The RISC Advantage

Arachnotronic · Dec 17, 2014

You can't really benchmark an ISA independent of an implementation, so this discussion is pretty moot, IMO.

III-V · Dec 17, 2014

jhu said:
Because the scenario you outlined earlier is just as absurd. Unless you have gobs of money at your disposal, what you're proposing won't be possible and then you're left with discussing theory. And in theory there is no difference between theory and practice. In practice there is.

I've never met a group of people more opposed to to giving credit where credit is due, and admitting that I'm right.

jhu · Dec 17, 2014

III-V said:
I've never met a group of people more opposed to to giving credit where credit is due, and admitting that I'm right.

I think your perseptions are a bit off. For example, I see no instance where dmens was being rude. As for being right, please see Arachnotric's post right above yours.

witeken · Dec 17, 2014

Back in the real world, any advantage in power or transistor count is more than compensated by the difference in node and other architectural decisions. For example, A15 (at least the earlier versions of the core) was much less efficient than other ARM cores. I'd bet if ISA is neglected, Silvermont is still more efficient than Krait at 28nm.

Exophase · Dec 17, 2014

III-V said:
I've asserted that ARM, particularly its 32-bit variety, is a better ISA than x86, and that RISC-V is better than either, if we were to ignore compatibility as a factor. I suppose I should limit the scope of this claim to pertain to modern, commonly used consumer software only.

It seems ridiculous to assert that ISAs can't be better than others -- this would mean no other ISAs have improved over another, and that all ISAs after the very first ISA were redundant.

I don't think you're ever going to get a scenario where you can really say one ISA is objectively better than another in all possible cases.

You've said several times that RISC-V is objectively better than ARMv8. But RISC-V is missing a lot of operations that ARMv8 has, most of which are simple and have a low cost of implementation. I can guarantee you that there are algorithms that will benefit tremendously from having access to ARMv8's instructions that are missing on RISC-V. There are also algorithms that benefit from instruction idioms that are only on x86.

While some design decisions will be worse than others, pretty much everything has some kind of tradeoff.

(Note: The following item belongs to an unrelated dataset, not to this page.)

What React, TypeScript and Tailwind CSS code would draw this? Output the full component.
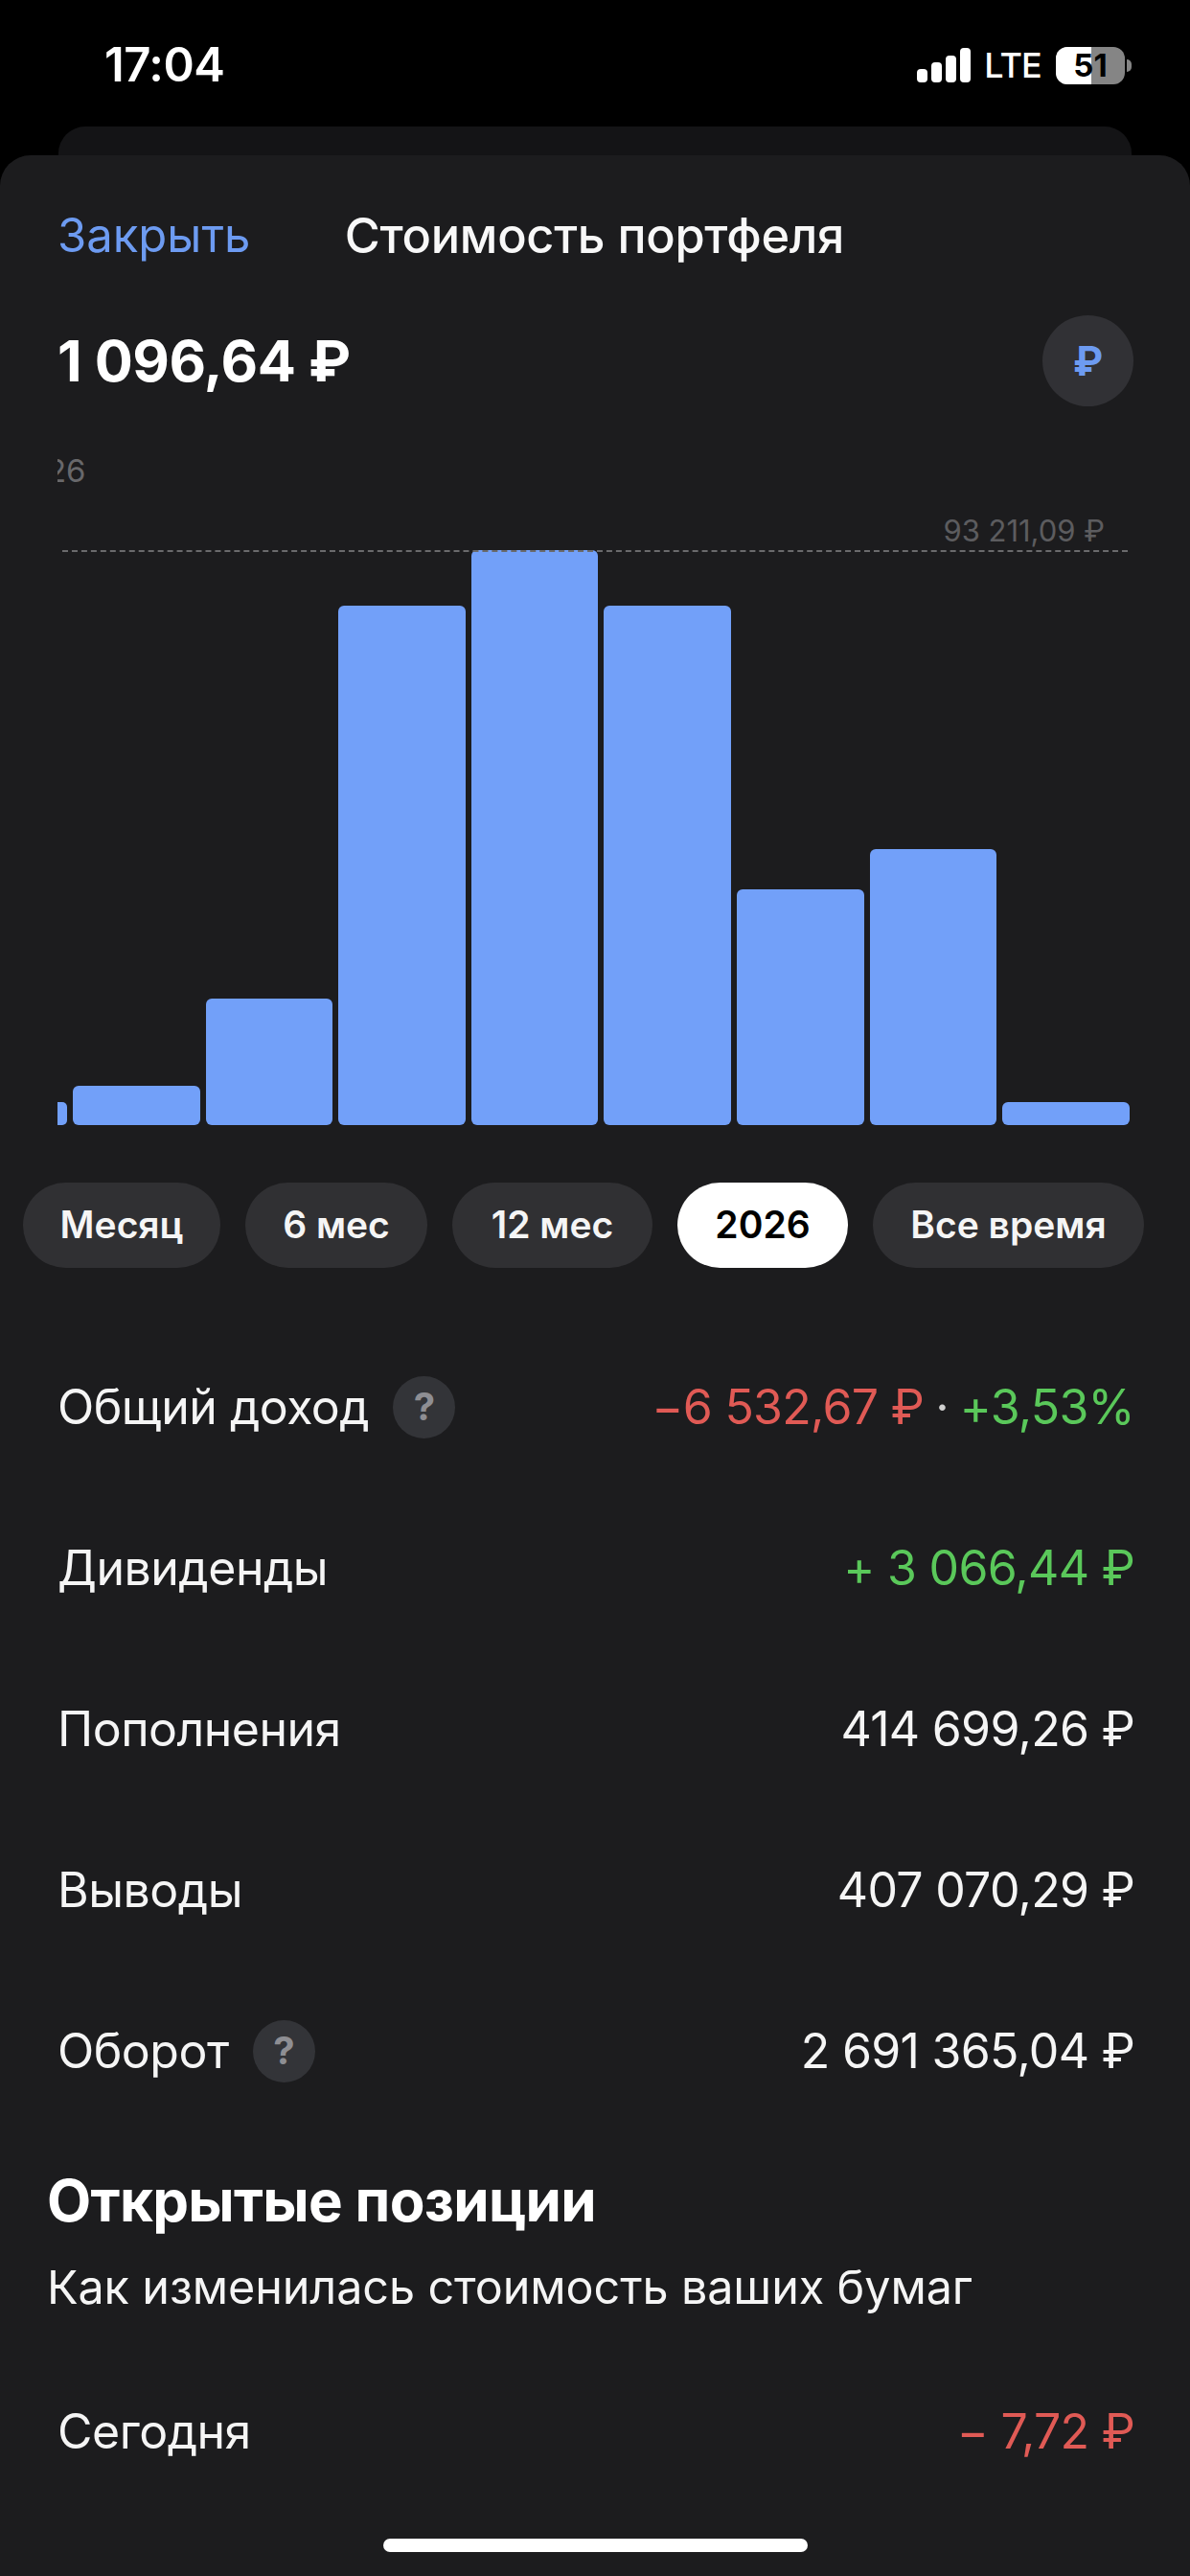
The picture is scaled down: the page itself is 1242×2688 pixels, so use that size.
const bars = [
  { h: 24, w: 'w-[10px]' },
  { h: 41, w: 'w-[132.6px]' },
  { h: 132, w: 'w-[132.6px]' },
  { h: 542, w: 'w-[132.6px]' },
  { h: 600, w: 'w-[132.6px]' },
  { h: 542, w: 'w-[132.6px]' },
  { h: 246, w: 'w-[132.6px]' },
  { h: 288, w: 'w-[132.6px]' },
  { h: 24, w: 'w-[132.6px]' },
];

const chips = [
  { t: 'Месяц', w: 'w-[206px]', a: false },
  { t: '6 мес', w: 'w-[190px]', a: false },
  { t: '12 мес', w: 'w-[209px]', a: false },
  { t: '2026', w: 'w-[178px]', a: true },
  { t: 'Все время', w: 'w-[283px]', a: false },
];

function Help() {
  return (
    <span className="ml-[25px] flex h-[65px] w-[65px] items-center justify-center rounded-full bg-[#333438] text-[40px] font-bold text-[#8e8e93]">?</span>
  );
}

function Row({ label, help, children }: { label: string; help?: boolean; children: React.ReactNode }) {
  return (
    <div className="flex h-[168px] items-center justify-between pl-[60px] pr-[58px] text-[50px] text-[#f5f5f5]">
      <div className="flex items-center tracking-[-0.5px]">
        <span>{label}</span>
        {help && <Help />}
      </div>
      <div className="flex items-center whitespace-nowrap tracking-[-0.7px]">{children}</div>
    </div>
  );
}

export default function App() {
  return (
    <div className="relative flex h-[2688px] w-[1242px] flex-col overflow-hidden bg-black font-['Inter','Liberation_Sans',sans-serif] text-white">
      {/* status bar */}
      <div className="flex h-[132px] shrink-0 items-start justify-between pl-[109px] pr-[61px] pt-[38px]">
        <span className="text-[49px] font-semibold leading-[60px] tracking-[-0.5px]">17:04</span>
        <div className="mt-[10px] flex items-center">
          <svg width="56" height="36" viewBox="0 0 56 36" fill="#fff">
            <rect x="0" y="22" width="11" height="14" rx="4" />
            <rect x="15" y="15" width="11" height="21" rx="4" />
            <rect x="30" y="8" width="11" height="28" rx="4" />
            <rect x="45" y="0" width="11" height="36" rx="4" />
          </svg>
          <span className="ml-[14px] text-[36px] font-medium leading-[40px] tracking-[-0.8px]">LTE</span>
          <div className="relative ml-[15px] flex h-[39px] w-[72px] items-center justify-center overflow-hidden rounded-[12px] bg-[#858585]">
            <div className="absolute inset-y-0 left-0 w-[37px] bg-white" />
            <span className="relative text-[33px] font-bold leading-none text-black">51</span>
          </div>
          <div className="ml-[2px] h-[13px] w-[5px] rounded-r-full bg-[#858585]" />
        </div>
      </div>

      {/* card behind */}
      <div className="mx-[61px] h-[30px] shrink-0 rounded-t-[28px] bg-[#141416]" />

      {/* sheet */}
      <div className="flex-1 overflow-hidden rounded-t-[32px] bg-[#1c1c1e]">
        <div className="mt-[49px] grid grid-cols-[1fr_auto_1fr] items-center pl-[60px] pr-[61px] leading-[70px]">
          <span className="text-[49px] text-[#6d9bf1]">Закрыть</span>
          <span className="text-[50.5px] font-medium tracking-[-0.3px] text-[#f8f8f8]">Стоимость портфеля</span>
          <span />
        </div>

        <div className="mt-[48px] flex items-center justify-between pl-[60px] pr-[59px]">
          <span className="text-[59.5px] font-bold tracking-[-0.5px]">1 096,64 ₽</span>
          <span className="flex h-[95px] w-[95px] items-center justify-center rounded-full bg-[#313135] text-[42px] font-bold text-[#6d9bf1]">₽</span>
        </div>

        {/* chart */}
        <div className="mx-[60px] mt-[40px] h-[110px] overflow-hidden">
          <div className="relative h-[70px]">
            <span className="absolute left-[-52px] top-[2px] text-[33px] leading-[50px] text-[#68686b]">2026</span>
          </div>
          <div className="flex justify-end pr-[29px]">
            <span className="text-[31px] leading-[40px] text-[#5c5c5f]">93 211,09 ₽</span>
          </div>
        </div>
        <div className="mx-[60px] h-[600px]">
          <div className="relative flex h-[600px] items-end gap-[6px]">
            <div className="absolute inset-x-[5px] top-0 border-t-2 border-dashed border-[#6a6a6c]" />
            {bars.map((b, i) => (
              <div
                key={i}
                className={`${b.w} ${i === 0 ? 'rounded-r-[5px]' : 'rounded-[6px]'} shrink-0 bg-[#72a0f9]`}
                style={{ height: b.h }}
              />
            ))}
          </div>
        </div>

        {/* chips */}
        <div className="mt-[60px] flex gap-[26px] pl-[24px]">
          {chips.map((c) => (
            <div
              key={c.t}
              className={`${c.w} ${c.a ? 'bg-white text-black' : 'bg-[#303033] text-[#f5f5f5]'} flex h-[89px] items-center justify-center rounded-full text-[39px] font-semibold`}
            >
              {c.t}
            </div>
          ))}
        </div>

        {/* rows */}
        <div className="mt-[61px]">
          <Row label="Общий доход" help>
            <span className="text-[#e05a55]">−6 532,67 ₽</span>
            <span className="mx-[12px] text-[#d0d0d0]">·</span>
            <span className="text-[#5ac85a]">+3,53%</span>
          </Row>
          <Row label="Дивиденды">
            <span className="text-[#5ac85a]">+ 3 066,44 ₽</span>
          </Row>
          <Row label="Пополнения">414 699,26 ₽</Row>
          <Row label="Выводы">407 070,29 ₽</Row>
          <Row label="Оборот" help>2 691 365,04 ₽</Row>
        </div>

        <div className="mt-[37px] px-[49px]">
          <h2 className="text-[60px] font-bold leading-[70px] tracking-[-0.7px]">Открытые позиции</h2>
          <p className="mt-[21px] text-[48.5px] leading-[70px] tracking-[-0.1px] text-[#f5f5f5]">Как изменилась стоимость ваших бумаг</p>
        </div>

        <div className="mt-[31px]">
          <Row label="Сегодня">
            <span className="text-[#e05a55]">− 7,72 ₽</span>
          </Row>
          <div className="pt-[5px]">
            <Row label="За неделю">
              <span className="text-[#e05a55]">− 7,72 ₽</span>
            </Row>
          </div>
        </div>
      </div>

      {/* home indicator */}
      <div className="absolute left-[400px] top-[2649px] h-[14px] w-[443px] rounded-full bg-white" />
    </div>
  );
}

RISC-V is designed to be extensible so that it can be used for the next 50 years without breaking compatibility. And it's designed to be a good fit for the smallest microcontrollers all the way up to big workstations. Those two constraints have a tangible cost that may not apply to ARM, who has different ISAs for microcontrollers vs big 64-bit machines, and who probably expects replacing the ISA over the next 50 years to be a surmountable problem (as evidenced by the fact that they did it recently)

III-V · Dec 17, 2014

jhu said:
I think your perseptions are a bit off. For example, I see no instance where dmens was being rude. As for being right, please see Arachnotric's post right above yours.

What exactly does his post add? Speaking of being rude, you certainly were when you related the scenario I posited to searching for a mythological animal.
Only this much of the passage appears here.